REQUIREMENT:
Pick out every line holding the string "screenshot" and copy it.

**** PROVIDED ENTRIES

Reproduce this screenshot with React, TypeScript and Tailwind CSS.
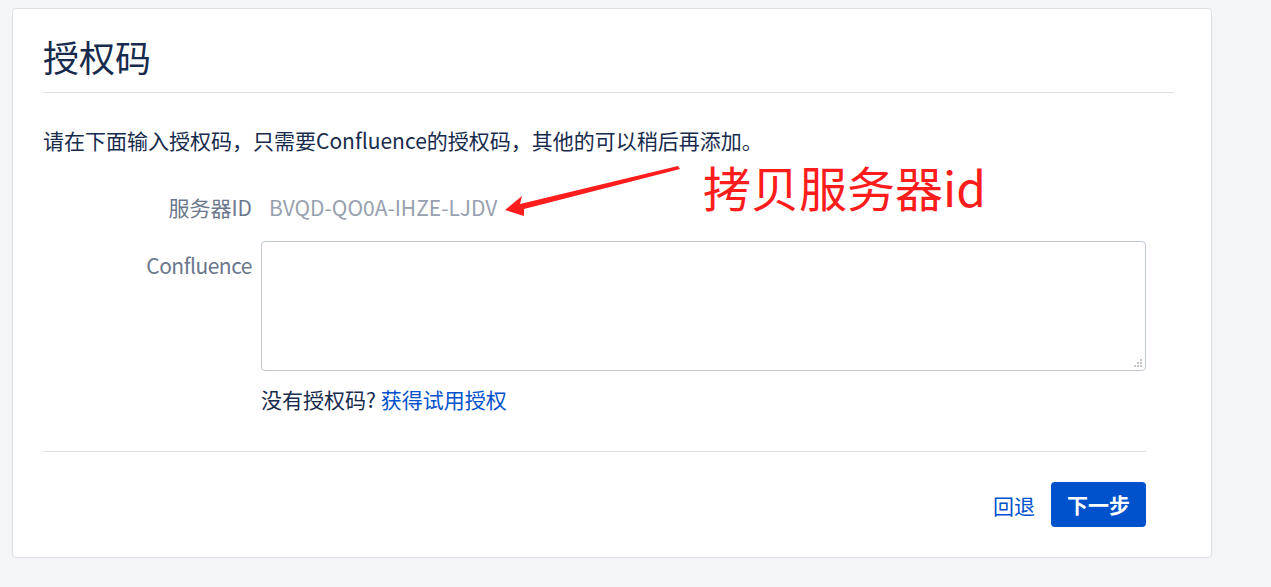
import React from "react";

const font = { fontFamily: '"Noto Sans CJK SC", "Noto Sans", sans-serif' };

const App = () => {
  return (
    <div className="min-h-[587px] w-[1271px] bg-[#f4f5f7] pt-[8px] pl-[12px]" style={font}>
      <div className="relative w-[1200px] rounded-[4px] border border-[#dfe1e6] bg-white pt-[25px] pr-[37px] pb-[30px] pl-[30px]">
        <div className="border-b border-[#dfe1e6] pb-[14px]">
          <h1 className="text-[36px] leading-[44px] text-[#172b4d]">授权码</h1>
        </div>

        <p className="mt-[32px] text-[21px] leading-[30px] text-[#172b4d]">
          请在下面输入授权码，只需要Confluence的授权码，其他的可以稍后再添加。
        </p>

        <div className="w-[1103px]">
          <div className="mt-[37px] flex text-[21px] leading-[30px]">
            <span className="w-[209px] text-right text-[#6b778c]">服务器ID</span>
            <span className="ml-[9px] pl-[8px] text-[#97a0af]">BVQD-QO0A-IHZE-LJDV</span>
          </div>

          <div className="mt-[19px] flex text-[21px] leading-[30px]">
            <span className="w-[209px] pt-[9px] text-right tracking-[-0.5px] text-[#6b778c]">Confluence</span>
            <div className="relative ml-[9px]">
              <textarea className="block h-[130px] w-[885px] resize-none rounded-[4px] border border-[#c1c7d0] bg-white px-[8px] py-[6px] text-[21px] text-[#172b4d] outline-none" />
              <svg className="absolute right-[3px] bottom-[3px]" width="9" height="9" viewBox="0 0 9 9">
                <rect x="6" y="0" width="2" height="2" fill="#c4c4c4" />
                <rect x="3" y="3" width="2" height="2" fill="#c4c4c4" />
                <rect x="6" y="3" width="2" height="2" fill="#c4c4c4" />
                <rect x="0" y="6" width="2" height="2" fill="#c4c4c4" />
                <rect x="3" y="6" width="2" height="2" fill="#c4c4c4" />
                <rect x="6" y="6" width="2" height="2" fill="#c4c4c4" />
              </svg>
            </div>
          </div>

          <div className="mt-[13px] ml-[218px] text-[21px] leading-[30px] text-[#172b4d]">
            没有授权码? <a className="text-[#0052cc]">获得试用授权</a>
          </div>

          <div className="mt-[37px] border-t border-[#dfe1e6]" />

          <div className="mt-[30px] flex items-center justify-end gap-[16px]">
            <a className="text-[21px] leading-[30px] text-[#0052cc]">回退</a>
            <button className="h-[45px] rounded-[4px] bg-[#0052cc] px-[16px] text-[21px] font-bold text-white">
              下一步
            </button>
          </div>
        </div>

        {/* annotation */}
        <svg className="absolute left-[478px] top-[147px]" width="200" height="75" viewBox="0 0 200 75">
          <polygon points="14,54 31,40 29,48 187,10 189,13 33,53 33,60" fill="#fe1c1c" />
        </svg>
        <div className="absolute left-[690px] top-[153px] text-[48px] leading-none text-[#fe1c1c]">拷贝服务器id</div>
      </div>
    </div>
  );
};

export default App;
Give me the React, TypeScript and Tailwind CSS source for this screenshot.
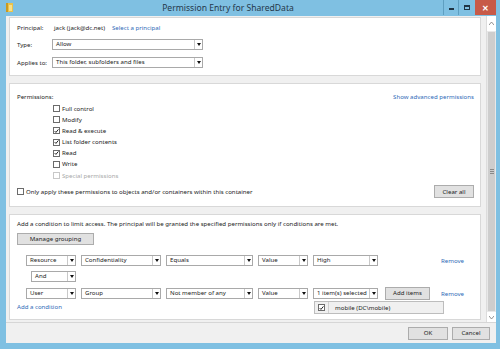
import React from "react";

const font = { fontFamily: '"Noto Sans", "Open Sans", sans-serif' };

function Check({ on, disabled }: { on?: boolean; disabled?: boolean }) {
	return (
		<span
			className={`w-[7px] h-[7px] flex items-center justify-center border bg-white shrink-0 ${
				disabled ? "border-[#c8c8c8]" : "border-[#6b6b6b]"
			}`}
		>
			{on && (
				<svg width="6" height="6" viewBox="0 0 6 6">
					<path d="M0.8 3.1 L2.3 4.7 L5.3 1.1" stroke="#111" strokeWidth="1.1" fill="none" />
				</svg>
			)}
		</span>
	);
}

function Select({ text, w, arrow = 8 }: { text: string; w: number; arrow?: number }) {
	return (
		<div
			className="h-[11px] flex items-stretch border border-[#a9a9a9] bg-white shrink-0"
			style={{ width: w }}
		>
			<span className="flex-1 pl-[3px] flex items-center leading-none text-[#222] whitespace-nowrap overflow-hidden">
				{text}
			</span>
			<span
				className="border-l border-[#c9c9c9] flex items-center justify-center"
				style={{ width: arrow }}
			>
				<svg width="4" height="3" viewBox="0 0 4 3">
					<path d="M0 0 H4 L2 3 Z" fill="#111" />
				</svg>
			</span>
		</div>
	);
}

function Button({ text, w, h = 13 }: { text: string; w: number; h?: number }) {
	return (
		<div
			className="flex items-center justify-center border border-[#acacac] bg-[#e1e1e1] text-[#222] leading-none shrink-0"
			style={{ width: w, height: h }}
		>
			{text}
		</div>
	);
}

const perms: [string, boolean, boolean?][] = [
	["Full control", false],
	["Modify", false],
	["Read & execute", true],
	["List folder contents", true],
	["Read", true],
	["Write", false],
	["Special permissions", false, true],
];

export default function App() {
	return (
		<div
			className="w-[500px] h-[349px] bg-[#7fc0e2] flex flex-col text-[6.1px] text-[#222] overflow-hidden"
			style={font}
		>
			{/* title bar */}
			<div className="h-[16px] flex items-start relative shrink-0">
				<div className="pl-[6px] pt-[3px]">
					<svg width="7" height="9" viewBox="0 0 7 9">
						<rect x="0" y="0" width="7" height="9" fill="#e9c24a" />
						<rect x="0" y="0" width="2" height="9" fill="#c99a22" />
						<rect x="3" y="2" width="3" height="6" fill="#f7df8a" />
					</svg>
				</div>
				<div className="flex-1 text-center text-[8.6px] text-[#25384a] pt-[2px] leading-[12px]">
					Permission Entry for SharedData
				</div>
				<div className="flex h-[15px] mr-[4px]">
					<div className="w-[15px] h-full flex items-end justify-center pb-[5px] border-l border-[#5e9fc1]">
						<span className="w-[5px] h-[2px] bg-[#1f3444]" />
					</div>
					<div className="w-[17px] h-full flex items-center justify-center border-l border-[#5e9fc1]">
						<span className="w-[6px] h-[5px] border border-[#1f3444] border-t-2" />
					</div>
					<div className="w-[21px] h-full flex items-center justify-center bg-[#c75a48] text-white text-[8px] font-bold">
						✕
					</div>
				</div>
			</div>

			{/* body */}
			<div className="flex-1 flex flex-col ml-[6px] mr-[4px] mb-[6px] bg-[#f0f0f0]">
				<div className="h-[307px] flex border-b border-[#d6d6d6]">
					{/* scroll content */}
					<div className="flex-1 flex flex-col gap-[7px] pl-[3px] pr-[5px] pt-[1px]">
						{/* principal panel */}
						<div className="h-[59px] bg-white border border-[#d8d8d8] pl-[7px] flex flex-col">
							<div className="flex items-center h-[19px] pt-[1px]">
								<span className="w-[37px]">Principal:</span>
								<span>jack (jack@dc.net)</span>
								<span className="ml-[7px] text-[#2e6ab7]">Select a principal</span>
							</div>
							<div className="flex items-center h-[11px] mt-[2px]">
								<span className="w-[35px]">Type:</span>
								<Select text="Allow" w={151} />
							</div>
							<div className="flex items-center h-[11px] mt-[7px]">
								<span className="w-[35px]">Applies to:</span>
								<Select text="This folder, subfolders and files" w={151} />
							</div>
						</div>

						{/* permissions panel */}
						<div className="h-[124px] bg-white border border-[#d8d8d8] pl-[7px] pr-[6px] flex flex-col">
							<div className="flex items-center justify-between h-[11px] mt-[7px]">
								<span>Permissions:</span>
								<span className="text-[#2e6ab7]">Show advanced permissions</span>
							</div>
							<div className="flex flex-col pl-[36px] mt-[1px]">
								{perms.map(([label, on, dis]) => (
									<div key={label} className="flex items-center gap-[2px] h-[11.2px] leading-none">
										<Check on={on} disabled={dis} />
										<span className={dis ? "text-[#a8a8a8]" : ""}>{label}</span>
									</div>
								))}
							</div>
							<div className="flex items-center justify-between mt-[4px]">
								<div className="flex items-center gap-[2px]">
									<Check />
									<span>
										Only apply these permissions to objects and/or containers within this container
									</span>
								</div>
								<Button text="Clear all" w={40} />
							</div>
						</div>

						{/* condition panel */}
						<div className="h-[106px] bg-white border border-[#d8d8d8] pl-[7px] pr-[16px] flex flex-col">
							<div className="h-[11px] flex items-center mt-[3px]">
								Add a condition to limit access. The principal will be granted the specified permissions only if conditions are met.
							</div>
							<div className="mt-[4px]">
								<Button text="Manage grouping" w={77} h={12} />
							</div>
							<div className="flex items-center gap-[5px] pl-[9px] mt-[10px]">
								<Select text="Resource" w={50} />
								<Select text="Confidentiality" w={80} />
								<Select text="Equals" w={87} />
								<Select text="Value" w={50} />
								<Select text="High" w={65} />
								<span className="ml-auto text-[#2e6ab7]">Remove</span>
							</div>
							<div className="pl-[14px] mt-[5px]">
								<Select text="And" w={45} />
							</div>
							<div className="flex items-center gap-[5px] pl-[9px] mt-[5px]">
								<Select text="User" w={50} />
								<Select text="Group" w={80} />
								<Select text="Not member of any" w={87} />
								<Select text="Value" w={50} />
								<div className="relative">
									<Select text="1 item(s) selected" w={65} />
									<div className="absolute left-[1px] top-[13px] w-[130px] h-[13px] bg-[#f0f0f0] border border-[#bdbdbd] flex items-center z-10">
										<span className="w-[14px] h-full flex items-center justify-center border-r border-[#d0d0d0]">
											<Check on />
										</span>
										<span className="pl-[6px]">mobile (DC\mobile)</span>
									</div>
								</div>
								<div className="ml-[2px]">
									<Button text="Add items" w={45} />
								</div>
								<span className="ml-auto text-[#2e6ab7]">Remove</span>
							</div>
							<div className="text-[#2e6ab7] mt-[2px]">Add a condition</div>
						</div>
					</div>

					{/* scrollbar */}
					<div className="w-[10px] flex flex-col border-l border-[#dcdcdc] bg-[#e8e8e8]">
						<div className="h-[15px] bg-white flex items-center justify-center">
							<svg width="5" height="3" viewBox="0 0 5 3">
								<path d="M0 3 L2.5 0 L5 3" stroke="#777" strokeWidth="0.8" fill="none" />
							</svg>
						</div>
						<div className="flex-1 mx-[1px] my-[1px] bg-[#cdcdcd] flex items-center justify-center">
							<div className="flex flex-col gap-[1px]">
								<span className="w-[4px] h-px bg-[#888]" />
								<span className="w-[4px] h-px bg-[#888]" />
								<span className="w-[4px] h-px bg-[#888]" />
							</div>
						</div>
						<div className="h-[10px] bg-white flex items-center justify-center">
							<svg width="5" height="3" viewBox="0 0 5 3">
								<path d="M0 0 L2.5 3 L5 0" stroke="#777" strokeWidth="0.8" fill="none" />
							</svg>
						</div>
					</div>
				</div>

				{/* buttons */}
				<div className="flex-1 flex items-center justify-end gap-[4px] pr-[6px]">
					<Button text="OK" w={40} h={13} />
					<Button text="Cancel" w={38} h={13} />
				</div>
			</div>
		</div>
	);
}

********

ANSWER TO THIS PROBLEM:
Reproduce this screenshot with React, TypeScript and Tailwind CSS.
Give me the React, TypeScript and Tailwind CSS source for this screenshot.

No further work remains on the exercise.